- [Exercise prompt] Would you transcribe the listing that follows, character for character, and omit its images?

################

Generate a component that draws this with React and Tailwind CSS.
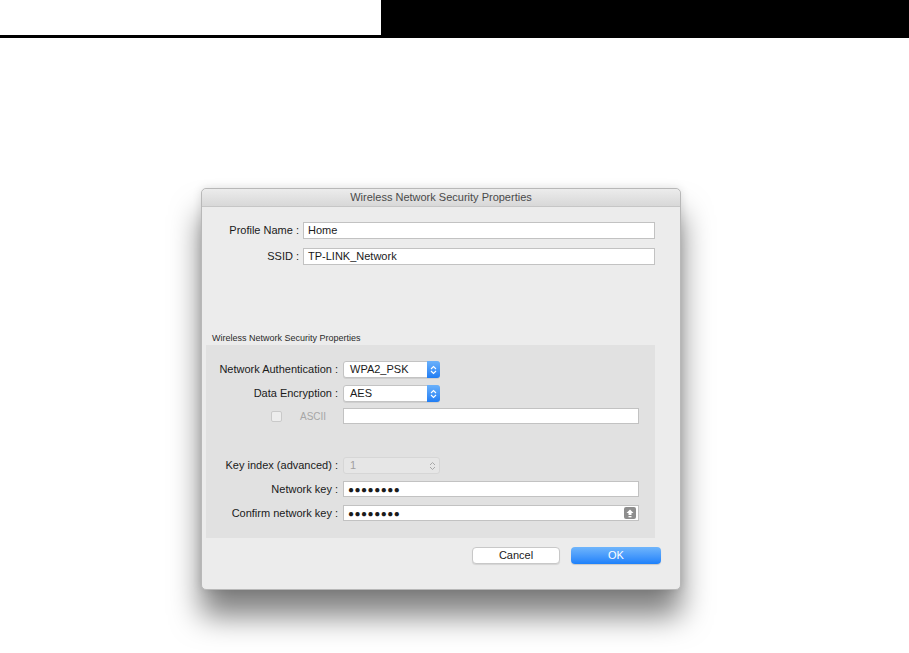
import React from "react";

const font = { fontFamily: '"Liberation Sans", Arial, sans-serif' };

function Stepper({ disabled }) {
  if (disabled) {
    return (
      <div className="flex h-full w-[13px] items-center justify-center">
        <svg width="7" height="10" viewBox="0 0 7 10">
          <path d="M1 4 L3.5 1.5 L6 4 M1 6 L3.5 8.5 L6 6" fill="none" stroke="#a8a8a8" strokeWidth="1" />
        </svg>
      </div>
    );
  }
  return (
    <div className="flex h-[calc(100%+2px)] -my-px -mr-px w-[13px] items-center justify-center rounded-r-[3px] bg-gradient-to-b from-[#6ab1fb] to-[#1f7df4]">
      <svg width="7" height="10" viewBox="0 0 7 10">
        <path d="M1 4 L3.5 1.5 L6 4 M1 6 L3.5 8.5 L6 6" fill="none" stroke="#ffffff" strokeWidth="1.1" />
      </svg>
    </div>
  );
}

function Popup({ value, disabled }) {
  return (
    <div
      className={
        "flex h-[17px] w-[97px] items-center rounded-[3px] border " +
        (disabled
          ? "border-[#d6d6d6] bg-[#e6e6e6] text-[#a0a0a0]"
          : "border-[#c3c3c3] bg-white text-[#1a1a1a] shadow-[0_1px_0_rgba(0,0,0,0.08)]")
      }
    >
      <span className="flex-1 pl-[6px] text-[11px] leading-none">{value}</span>
      <Stepper disabled={disabled} />
    </div>
  );
}

function Field({ value, width = "w-[296px]", children, h = "h-[16px]" }) {
  return (
    <div className={`flex ${h} ${width} items-center border border-[#c2c2c2] bg-white pl-[4px] text-[11px] leading-none text-[#1a1a1a]`}>
      <span className="flex-1">{value}</span>
      {children}
    </div>
  );
}

function Dots() {
  return <span className="text-[10px] tracking-[0.5px]">●●●●●●●●</span>;
}

function Label({ children }) {
  return <div className="flex items-center justify-end text-[11px] leading-none text-[#1a1a1a]">{children}</div>;
}

export default function App() {
  return (
    <div className="min-h-[653px] w-[909px] bg-white" style={font}>
      <div className="flex h-[38px]">
        <div className="w-[381px] border-b-[3px] border-black bg-white" />
        <div className="flex-1 bg-black" />
      </div>

      <div className="ml-[201px] mt-[150px] flex h-[402px] w-[480px] flex-col rounded-[5px] border border-[#b8b8b8] bg-[#ececec] shadow-[0_26px_30px_rgba(0,0,0,0.5),0_0_10px_rgba(0,0,0,0.12)]">
        <div className="flex h-[18px] items-center justify-center rounded-t-[5px] border-b border-[#c6c6c6] bg-gradient-to-b from-[#ececec] to-[#d8d8d8] text-[11px] text-[#4a4a4a]">
          Wireless Network Security Properties
        </div>

        <div className="mt-[15px] grid grid-cols-[97px_352px] gap-x-[4px] gap-y-[9px]">
          <Label>Profile Name :</Label>
          <Field value="Home" width="w-[352px]" h="h-[17px]" />
          <Label>SSID :</Label>
          <Field value="TP-LINK_Network" width="w-[352px]" h="h-[17px]" />
        </div>

        <div className="ml-[10px] mt-[67px] h-[12px] text-[9px] leading-[12px] text-[#2a2a2a]">
          Wireless Network Security Properties
        </div>

        <div className="ml-[4px] mt-[1px] w-[449px] bg-[#e1e1e1] pb-[17px] pt-[16px]">
          <div className="grid grid-cols-[132px_300px] gap-x-[5px]">
            <Label>Network Authentication :</Label>
            <Popup value="WPA2_PSK" />
            <div className="col-span-2 h-[7px]" />
            <Label>Data Encryption :</Label>
            <Popup value="AES" />
            <div className="col-span-2 h-[6px]" />
            <div className="flex items-center pl-[65px]">
              <div className="h-[11px] w-[11px] rounded-[2px] border border-[#c9c9c9] bg-[#ededed]" />
              <span className="ml-[18px] text-[10px] text-[#a6a6a6]">ASCII</span>
            </div>
            <Field value="" />
            <div className="col-span-2 h-[33px]" />
            <Label>Key index (advanced) :</Label>
            <Popup value="1" disabled />
            <div className="col-span-2 h-[7px]" />
            <Label>Network key :</Label>
            <Field value={<Dots />} />
            <div className="col-span-2 h-[8px]" />
            <Label>Confirm network key :</Label>
            <Field value={<Dots />}>
              <div className="mr-[2px] flex h-[12px] w-[12px] items-center justify-center rounded-[2px] bg-[#8e8e8e]">
                <svg width="8" height="9" viewBox="0 0 8 9">
                  <path d="M4 0.5 L7.5 4 L5.5 4 L5.5 6 L2.5 6 L2.5 4 L0.5 4 Z" fill="#ffffff" />
                  <rect x="2.5" y="7" width="3" height="1.3" fill="#ffffff" />
                </svg>
              </div>
            </Field>
          </div>
        </div>

        <div className="mt-[9px] flex justify-end gap-[11px] pr-[19px]">
          <div className="flex h-[17px] w-[88px] items-center justify-center rounded-[4px] border border-[#c8c8c8] bg-white text-[11px] leading-none text-[#1a1a1a] shadow-[0_1px_1px_rgba(0,0,0,0.1)]">
            Cancel
          </div>
          <div className="flex h-[17px] w-[90px] items-center justify-center rounded-[4px] bg-gradient-to-b from-[#6fb5fb] to-[#1b80fa] text-[11px] leading-none text-white shadow-[0_1px_1px_rgba(0,0,0,0.15)]">
            OK
          </div>
        </div>
      </div>
    </div>
  );
}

################

- [Exercise answer]
Generate a component that draws this with React and Tailwind CSS.
import React from "react";

const font = { fontFamily: '"Liberation Sans", Arial, sans-serif' };

function Stepper({ disabled }) {
  if (disabled) {
    return (
      <div className="flex h-full w-[13px] items-center justify-center">
        <svg width="7" height="10" viewBox="0 0 7 10">
          <path d="M1 4 L3.5 1.5 L6 4 M1 6 L3.5 8.5 L6 6" fill="none" stroke="#a8a8a8" strokeWidth="1" />
        </svg>
      </div>
    );
  }
  return (
    <div className="flex h-[calc(100%+2px)] -my-px -mr-px w-[13px] items-center justify-center rounded-r-[3px] bg-gradient-to-b from-[#6ab1fb] to-[#1f7df4]">
      <svg width="7" height="10" viewBox="0 0 7 10">
        <path d="M1 4 L3.5 1.5 L6 4 M1 6 L3.5 8.5 L6 6" fill="none" stroke="#ffffff" strokeWidth="1.1" />
      </svg>
    </div>
  );
}

function Popup({ value, disabled }) {
  return (
    <div
      className={
        "flex h-[17px] w-[97px] items-center rounded-[3px] border " +
        (disabled
          ? "border-[#d6d6d6] bg-[#e6e6e6] text-[#a0a0a0]"
          : "border-[#c3c3c3] bg-white text-[#1a1a1a] shadow-[0_1px_0_rgba(0,0,0,0.08)]")
      }
    >
      <span className="flex-1 pl-[6px] text-[11px] leading-none">{value}</span>
      <Stepper disabled={disabled} />
    </div>
  );
}

function Field({ value, width = "w-[296px]", children, h = "h-[16px]" }) {
  return (
    <div className={`flex ${h} ${width} items-center border border-[#c2c2c2] bg-white pl-[4px] text-[11px] leading-none text-[#1a1a1a]`}>
      <span className="flex-1">{value}</span>
      {children}
    </div>
  );
}

function Dots() {
  return <span className="text-[10px] tracking-[0.5px]">●●●●●●●●</span>;
}

function Label({ children }) {
  return <div className="flex items-center justify-end text-[11px] leading-none text-[#1a1a1a]">{children}</div>;
}

export default function App() {
  return (
    <div className="min-h-[653px] w-[909px] bg-white" style={font}>
      <div className="flex h-[38px]">
        <div className="w-[381px] border-b-[3px] border-black bg-white" />
        <div className="flex-1 bg-black" />
      </div>

      <div className="ml-[201px] mt-[150px] flex h-[402px] w-[480px] flex-col rounded-[5px] border border-[#b8b8b8] bg-[#ececec] shadow-[0_26px_30px_rgba(0,0,0,0.5),0_0_10px_rgba(0,0,0,0.12)]">
        <div className="flex h-[18px] items-center justify-center rounded-t-[5px] border-b border-[#c6c6c6] bg-gradient-to-b from-[#ececec] to-[#d8d8d8] text-[11px] text-[#4a4a4a]">
          Wireless Network Security Properties
        </div>

        <div className="mt-[15px] grid grid-cols-[97px_352px] gap-x-[4px] gap-y-[9px]">
          <Label>Profile Name :</Label>
          <Field value="Home" width="w-[352px]" h="h-[17px]" />
          <Label>SSID :</Label>
          <Field value="TP-LINK_Network" width="w-[352px]" h="h-[17px]" />
        </div>

        <div className="ml-[10px] mt-[67px] h-[12px] text-[9px] leading-[12px] text-[#2a2a2a]">
          Wireless Network Security Properties
        </div>

        <div className="ml-[4px] mt-[1px] w-[449px] bg-[#e1e1e1] pb-[17px] pt-[16px]">
          <div className="grid grid-cols-[132px_300px] gap-x-[5px]">
            <Label>Network Authentication :</Label>
            <Popup value="WPA2_PSK" />
            <div className="col-span-2 h-[7px]" />
            <Label>Data Encryption :</Label>
            <Popup value="AES" />
            <div className="col-span-2 h-[6px]" />
            <div className="flex items-center pl-[65px]">
              <div className="h-[11px] w-[11px] rounded-[2px] border border-[#c9c9c9] bg-[#ededed]" />
              <span className="ml-[18px] text-[10px] text-[#a6a6a6]">ASCII</span>
            </div>
            <Field value="" />
            <div className="col-span-2 h-[33px]" />
            <Label>Key index (advanced) :</Label>
            <Popup value="1" disabled />
            <div className="col-span-2 h-[7px]" />
            <Label>Network key :</Label>
            <Field value={<Dots />} />
            <div className="col-span-2 h-[8px]" />
            <Label>Confirm network key :</Label>
            <Field value={<Dots />}>
              <div className="mr-[2px] flex h-[12px] w-[12px] items-center justify-center rounded-[2px] bg-[#8e8e8e]">
                <svg width="8" height="9" viewBox="0 0 8 9">
                  <path d="M4 0.5 L7.5 4 L5.5 4 L5.5 6 L2.5 6 L2.5 4 L0.5 4 Z" fill="#ffffff" />
                  <rect x="2.5" y="7" width="3" height="1.3" fill="#ffffff" />
                </svg>
              </div>
            </Field>
          </div>
        </div>

        <div className="mt-[9px] flex justify-end gap-[11px] pr-[19px]">
          <div className="flex h-[17px] w-[88px] items-center justify-center rounded-[4px] border border-[#c8c8c8] bg-white text-[11px] leading-none text-[#1a1a1a] shadow-[0_1px_1px_rgba(0,0,0,0.1)]">
            Cancel
          </div>
          <div className="flex h-[17px] w-[90px] items-center justify-center rounded-[4px] bg-gradient-to-b from-[#6fb5fb] to-[#1b80fa] text-[11px] leading-none text-white shadow-[0_1px_1px_rgba(0,0,0,0.15)]">
            OK
          </div>
        </div>
      </div>
    </div>
  );
}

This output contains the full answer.